-- Work required --
Scan the lines below for the word "React". Copy each line you find it in.

-- Source excerpt --
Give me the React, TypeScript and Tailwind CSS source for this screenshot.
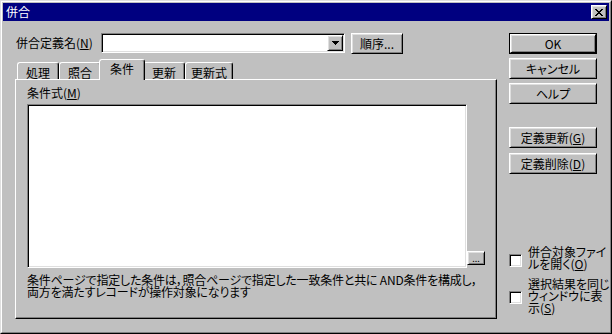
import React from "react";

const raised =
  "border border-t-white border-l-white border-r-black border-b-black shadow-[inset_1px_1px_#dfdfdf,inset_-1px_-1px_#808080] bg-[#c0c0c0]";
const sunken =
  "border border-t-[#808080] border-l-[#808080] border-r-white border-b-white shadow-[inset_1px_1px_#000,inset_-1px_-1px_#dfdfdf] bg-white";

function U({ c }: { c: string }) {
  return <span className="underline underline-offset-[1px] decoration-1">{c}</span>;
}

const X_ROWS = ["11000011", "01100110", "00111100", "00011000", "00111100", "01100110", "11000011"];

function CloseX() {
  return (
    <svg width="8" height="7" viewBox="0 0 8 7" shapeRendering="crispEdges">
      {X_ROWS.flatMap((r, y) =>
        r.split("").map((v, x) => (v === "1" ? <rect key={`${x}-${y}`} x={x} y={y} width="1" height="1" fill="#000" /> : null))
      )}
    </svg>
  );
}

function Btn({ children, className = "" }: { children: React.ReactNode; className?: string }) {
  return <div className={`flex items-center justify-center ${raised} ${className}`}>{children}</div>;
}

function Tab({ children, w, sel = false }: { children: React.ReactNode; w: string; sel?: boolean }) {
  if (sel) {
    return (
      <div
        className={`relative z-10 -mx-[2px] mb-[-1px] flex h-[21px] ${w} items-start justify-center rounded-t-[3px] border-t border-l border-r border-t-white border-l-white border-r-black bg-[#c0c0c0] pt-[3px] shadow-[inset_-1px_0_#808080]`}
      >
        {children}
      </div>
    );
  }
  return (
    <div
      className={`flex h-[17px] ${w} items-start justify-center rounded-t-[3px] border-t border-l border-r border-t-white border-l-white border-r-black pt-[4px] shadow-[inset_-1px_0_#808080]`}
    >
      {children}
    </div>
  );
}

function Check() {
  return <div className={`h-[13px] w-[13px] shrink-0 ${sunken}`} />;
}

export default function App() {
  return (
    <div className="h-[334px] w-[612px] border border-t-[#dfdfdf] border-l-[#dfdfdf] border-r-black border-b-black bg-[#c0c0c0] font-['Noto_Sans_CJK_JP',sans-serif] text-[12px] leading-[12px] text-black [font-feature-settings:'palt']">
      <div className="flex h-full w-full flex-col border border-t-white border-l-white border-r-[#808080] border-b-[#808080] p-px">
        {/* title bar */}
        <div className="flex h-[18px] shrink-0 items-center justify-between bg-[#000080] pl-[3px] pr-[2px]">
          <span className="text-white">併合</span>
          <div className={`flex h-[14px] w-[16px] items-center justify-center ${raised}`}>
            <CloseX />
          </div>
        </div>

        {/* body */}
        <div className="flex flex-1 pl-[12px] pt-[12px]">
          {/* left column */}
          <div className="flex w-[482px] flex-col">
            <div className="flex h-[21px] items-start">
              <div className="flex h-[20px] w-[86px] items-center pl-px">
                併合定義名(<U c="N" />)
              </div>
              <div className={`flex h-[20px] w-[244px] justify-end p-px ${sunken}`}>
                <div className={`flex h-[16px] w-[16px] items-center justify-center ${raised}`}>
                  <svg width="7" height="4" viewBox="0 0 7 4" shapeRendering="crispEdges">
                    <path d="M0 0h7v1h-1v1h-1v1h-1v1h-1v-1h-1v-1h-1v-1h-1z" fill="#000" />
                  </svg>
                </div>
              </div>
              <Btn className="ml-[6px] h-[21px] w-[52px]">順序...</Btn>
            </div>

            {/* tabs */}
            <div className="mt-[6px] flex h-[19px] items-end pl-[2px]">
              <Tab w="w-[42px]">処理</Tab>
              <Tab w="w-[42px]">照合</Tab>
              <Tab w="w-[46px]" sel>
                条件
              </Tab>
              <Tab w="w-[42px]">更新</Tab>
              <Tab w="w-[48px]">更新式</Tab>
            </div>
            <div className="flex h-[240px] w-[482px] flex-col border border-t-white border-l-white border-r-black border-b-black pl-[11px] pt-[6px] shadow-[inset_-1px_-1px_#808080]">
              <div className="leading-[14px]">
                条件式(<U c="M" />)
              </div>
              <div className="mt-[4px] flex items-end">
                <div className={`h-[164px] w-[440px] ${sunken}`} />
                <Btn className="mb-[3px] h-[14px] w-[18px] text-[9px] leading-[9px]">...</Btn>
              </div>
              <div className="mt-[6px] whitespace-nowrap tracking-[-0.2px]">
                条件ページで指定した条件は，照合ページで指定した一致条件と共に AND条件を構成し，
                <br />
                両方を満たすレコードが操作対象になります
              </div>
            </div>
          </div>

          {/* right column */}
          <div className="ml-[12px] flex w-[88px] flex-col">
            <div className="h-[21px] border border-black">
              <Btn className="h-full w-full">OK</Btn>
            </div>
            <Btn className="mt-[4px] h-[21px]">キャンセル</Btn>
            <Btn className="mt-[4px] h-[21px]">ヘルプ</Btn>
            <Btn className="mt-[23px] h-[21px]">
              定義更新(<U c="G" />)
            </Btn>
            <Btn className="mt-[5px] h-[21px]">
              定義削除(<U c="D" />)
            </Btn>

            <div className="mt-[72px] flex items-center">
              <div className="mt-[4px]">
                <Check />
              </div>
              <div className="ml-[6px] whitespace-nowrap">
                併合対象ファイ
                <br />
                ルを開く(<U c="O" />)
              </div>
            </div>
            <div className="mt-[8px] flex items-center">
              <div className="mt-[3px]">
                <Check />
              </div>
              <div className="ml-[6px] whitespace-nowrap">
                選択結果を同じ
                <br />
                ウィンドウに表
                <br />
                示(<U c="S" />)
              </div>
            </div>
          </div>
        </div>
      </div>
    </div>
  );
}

-- Task answer --
Give me the React, TypeScript and Tailwind CSS source for this screenshot.
import React from "react";
function Btn({ children, className = "" }: { children: React.ReactNode; className?: string }) {
function Tab({ children, w, sel = false }: { children: React.ReactNode; w: string; sel?: boolean }) {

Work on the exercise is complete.